** start DATA BLOCK **
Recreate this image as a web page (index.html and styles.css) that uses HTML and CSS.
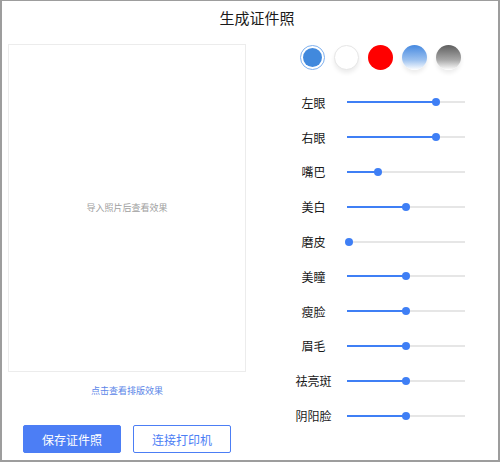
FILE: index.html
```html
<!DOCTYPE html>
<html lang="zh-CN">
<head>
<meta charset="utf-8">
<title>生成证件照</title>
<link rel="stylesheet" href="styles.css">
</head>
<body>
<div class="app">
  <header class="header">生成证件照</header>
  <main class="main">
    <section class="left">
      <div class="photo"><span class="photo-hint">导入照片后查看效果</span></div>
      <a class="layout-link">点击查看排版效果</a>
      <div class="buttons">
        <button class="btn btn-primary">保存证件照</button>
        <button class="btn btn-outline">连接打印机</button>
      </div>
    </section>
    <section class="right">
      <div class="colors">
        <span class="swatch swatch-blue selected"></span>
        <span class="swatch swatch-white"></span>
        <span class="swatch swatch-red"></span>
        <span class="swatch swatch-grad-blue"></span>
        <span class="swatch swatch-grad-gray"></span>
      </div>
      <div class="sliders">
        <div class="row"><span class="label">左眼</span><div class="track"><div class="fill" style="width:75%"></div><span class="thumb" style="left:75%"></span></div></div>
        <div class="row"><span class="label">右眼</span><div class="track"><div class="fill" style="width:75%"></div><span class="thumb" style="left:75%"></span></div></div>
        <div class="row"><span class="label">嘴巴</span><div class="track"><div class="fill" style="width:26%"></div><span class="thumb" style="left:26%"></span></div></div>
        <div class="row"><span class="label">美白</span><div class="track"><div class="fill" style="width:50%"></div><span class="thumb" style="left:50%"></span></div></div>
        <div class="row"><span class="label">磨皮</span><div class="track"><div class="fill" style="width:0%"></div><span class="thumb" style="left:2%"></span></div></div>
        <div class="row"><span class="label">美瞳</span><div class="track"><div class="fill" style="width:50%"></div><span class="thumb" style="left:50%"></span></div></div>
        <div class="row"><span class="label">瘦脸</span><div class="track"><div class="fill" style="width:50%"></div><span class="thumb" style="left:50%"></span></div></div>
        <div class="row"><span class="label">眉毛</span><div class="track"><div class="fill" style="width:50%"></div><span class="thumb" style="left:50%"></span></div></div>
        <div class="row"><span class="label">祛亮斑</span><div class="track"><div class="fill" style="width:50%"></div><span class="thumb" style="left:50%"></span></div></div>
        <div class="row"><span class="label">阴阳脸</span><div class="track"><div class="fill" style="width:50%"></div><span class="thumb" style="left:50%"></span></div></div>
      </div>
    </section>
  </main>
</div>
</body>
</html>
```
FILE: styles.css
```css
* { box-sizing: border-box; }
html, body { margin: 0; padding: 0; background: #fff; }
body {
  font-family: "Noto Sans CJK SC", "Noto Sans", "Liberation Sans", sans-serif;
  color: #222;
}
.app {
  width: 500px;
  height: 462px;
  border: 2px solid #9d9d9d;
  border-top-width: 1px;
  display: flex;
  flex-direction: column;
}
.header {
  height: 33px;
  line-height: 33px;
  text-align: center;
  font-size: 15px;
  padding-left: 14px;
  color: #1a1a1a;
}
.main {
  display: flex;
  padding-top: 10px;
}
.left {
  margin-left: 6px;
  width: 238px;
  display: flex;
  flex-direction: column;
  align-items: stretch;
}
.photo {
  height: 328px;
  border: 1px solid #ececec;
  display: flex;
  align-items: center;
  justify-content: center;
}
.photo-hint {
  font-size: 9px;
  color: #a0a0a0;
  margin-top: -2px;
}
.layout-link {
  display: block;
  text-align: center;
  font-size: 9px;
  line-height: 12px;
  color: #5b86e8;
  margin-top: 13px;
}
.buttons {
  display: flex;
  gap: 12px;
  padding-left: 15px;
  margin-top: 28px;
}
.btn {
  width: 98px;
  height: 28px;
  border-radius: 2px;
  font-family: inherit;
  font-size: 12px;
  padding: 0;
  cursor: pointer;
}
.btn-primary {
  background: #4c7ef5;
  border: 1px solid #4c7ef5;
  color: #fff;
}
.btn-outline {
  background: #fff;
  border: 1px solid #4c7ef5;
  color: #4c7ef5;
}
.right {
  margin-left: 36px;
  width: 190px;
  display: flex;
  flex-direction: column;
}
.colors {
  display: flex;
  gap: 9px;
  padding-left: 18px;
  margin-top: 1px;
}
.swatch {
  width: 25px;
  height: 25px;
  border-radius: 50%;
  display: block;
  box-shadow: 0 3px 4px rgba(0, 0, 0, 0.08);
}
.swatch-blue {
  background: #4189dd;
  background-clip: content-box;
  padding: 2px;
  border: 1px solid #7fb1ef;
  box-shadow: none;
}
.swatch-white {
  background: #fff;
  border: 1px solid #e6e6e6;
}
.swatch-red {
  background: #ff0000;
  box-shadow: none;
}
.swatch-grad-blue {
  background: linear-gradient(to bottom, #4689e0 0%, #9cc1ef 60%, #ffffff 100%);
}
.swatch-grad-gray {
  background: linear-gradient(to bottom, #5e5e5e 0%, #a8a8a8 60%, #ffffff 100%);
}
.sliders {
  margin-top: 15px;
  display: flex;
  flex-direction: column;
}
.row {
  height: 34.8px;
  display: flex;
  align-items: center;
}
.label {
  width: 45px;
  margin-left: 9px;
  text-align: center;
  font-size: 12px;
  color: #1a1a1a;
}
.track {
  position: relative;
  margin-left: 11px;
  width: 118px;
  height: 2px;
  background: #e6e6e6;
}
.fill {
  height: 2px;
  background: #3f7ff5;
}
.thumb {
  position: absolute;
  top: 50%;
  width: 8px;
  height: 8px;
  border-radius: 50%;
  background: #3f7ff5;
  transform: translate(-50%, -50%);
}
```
** end DATA BLOCK **
* **PROBLEM**: Omit each picture, then return all of the listing exactly as it stands.

* **EXERCISE SOLUTION**:
Recreate this image as a web page (index.html and styles.css) that uses HTML and CSS.
FILE: index.html
```html
<!DOCTYPE html>
<html lang="zh-CN">
<head>
<meta charset="utf-8">
<title>生成证件照</title>
<link rel="stylesheet" href="styles.css">
</head>
<body>
<div class="app">
  <header class="header">生成证件照</header>
  <main class="main">
    <section class="left">
      <div class="photo"><span class="photo-hint">导入照片后查看效果</span></div>
      <a class="layout-link">点击查看排版效果</a>
      <div class="buttons">
        <button class="btn btn-primary">保存证件照</button>
        <button class="btn btn-outline">连接打印机</button>
      </div>
    </section>
    <section class="right">
      <div class="colors">
        <span class="swatch swatch-blue selected"></span>
        <span class="swatch swatch-white"></span>
        <span class="swatch swatch-red"></span>
        <span class="swatch swatch-grad-blue"></span>
        <span class="swatch swatch-grad-gray"></span>
      </div>
      <div class="sliders">
        <div class="row"><span class="label">左眼</span><div class="track"><div class="fill" style="width:75%"></div><span class="thumb" style="left:75%"></span></div></div>
        <div class="row"><span class="label">右眼</span><div class="track"><div class="fill" style="width:75%"></div><span class="thumb" style="left:75%"></span></div></div>
        <div class="row"><span class="label">嘴巴</span><div class="track"><div class="fill" style="width:26%"></div><span class="thumb" style="left:26%"></span></div></div>
        <div class="row"><span class="label">美白</span><div class="track"><div class="fill" style="width:50%"></div><span class="thumb" style="left:50%"></span></div></div>
        <div class="row"><span class="label">磨皮</span><div class="track"><div class="fill" style="width:0%"></div><span class="thumb" style="left:2%"></span></div></div>
        <div class="row"><span class="label">美瞳</span><div class="track"><div class="fill" style="width:50%"></div><span class="thumb" style="left:50%"></span></div></div>
        <div class="row"><span class="label">瘦脸</span><div class="track"><div class="fill" style="width:50%"></div><span class="thumb" style="left:50%"></span></div></div>
        <div class="row"><span class="label">眉毛</span><div class="track"><div class="fill" style="width:50%"></div><span class="thumb" style="left:50%"></span></div></div>
        <div class="row"><span class="label">祛亮斑</span><div class="track"><div class="fill" style="width:50%"></div><span class="thumb" style="left:50%"></span></div></div>
        <div class="row"><span class="label">阴阳脸</span><div class="track"><div class="fill" style="width:50%"></div><span class="thumb" style="left:50%"></span></div></div>
      </div>
    </section>
  </main>
</div>
</body>
</html>
```
FILE: styles.css
```css
* { box-sizing: border-box; }
html, body { margin: 0; padding: 0; background: #fff; }
body {
  font-family: "Noto Sans CJK SC", "Noto Sans", "Liberation Sans", sans-serif;
  color: #222;
}
.app {
  width: 500px;
  height: 462px;
  border: 2px solid #9d9d9d;
  border-top-width: 1px;
  display: flex;
  flex-direction: column;
}
.header {
  height: 33px;
  line-height: 33px;
  text-align: center;
  font-size: 15px;
  padding-left: 14px;
  color: #1a1a1a;
}
.main {
  display: flex;
  padding-top: 10px;
}
.left {
  margin-left: 6px;
  width: 238px;
  display: flex;
  flex-direction: column;
  align-items: stretch;
}
.photo {
  height: 328px;
  border: 1px solid #ececec;
  display: flex;
  align-items: center;
  justify-content: center;
}
.photo-hint {
  font-size: 9px;
  color: #a0a0a0;
  margin-top: -2px;
}
.layout-link {
  display: block;
  text-align: center;
  font-size: 9px;
  line-height: 12px;
  color: #5b86e8;
  margin-top: 13px;
}
.buttons {
  display: flex;
  gap: 12px;
  padding-left: 15px;
  margin-top: 28px;
}
.btn {
  width: 98px;
  height: 28px;
  border-radius: 2px;
  font-family: inherit;
  font-size: 12px;
  padding: 0;
  cursor: pointer;
}
.btn-primary {
  background: #4c7ef5;
  border: 1px solid #4c7ef5;
  color: #fff;
}
.btn-outline {
  background: #fff;
  border: 1px solid #4c7ef5;
  color: #4c7ef5;
}
.right {
  margin-left: 36px;
  width: 190px;
  display: flex;
  flex-direction: column;
}
.colors {
  display: flex;
  gap: 9px;
  padding-left: 18px;
  margin-top: 1px;
}
.swatch {
  width: 25px;
  height: 25px;
  border-radius: 50%;
  display: block;
  box-shadow: 0 3px 4px rgba(0, 0, 0, 0.08);
}
.swatch-blue {
  background: #4189dd;
  background-clip: content-box;
  padding: 2px;
  border: 1px solid #7fb1ef;
  box-shadow: none;
}
.swatch-white {
  background: #fff;
  border: 1px solid #e6e6e6;
}
.swatch-red {
  background: #ff0000;
  box-shadow: none;
}
.swatch-grad-blue {
  background: linear-gradient(to bottom, #4689e0 0%, #9cc1ef 60%, #ffffff 100%);
}
.swatch-grad-gray {
  background: linear-gradient(to bottom, #5e5e5e 0%, #a8a8a8 60%, #ffffff 100%);
}
.sliders {
  margin-top: 15px;
  display: flex;
  flex-direction: column;
}
.row {
  height: 34.8px;
  display: flex;
  align-items: center;
}
.label {
  width: 45px;
  margin-left: 9px;
  text-align: center;
  font-size: 12px;
  color: #1a1a1a;
}
.track {
  position: relative;
  margin-left: 11px;
  width: 118px;
  height: 2px;
  background: #e6e6e6;
}
.fill {
  height: 2px;
  background: #3f7ff5;
}
.thumb {
  position: absolute;
  top: 50%;
  width: 8px;
  height: 8px;
  border-radius: 50%;
  background: #3f7ff5;
  transform: translate(-50%, -50%);
}
```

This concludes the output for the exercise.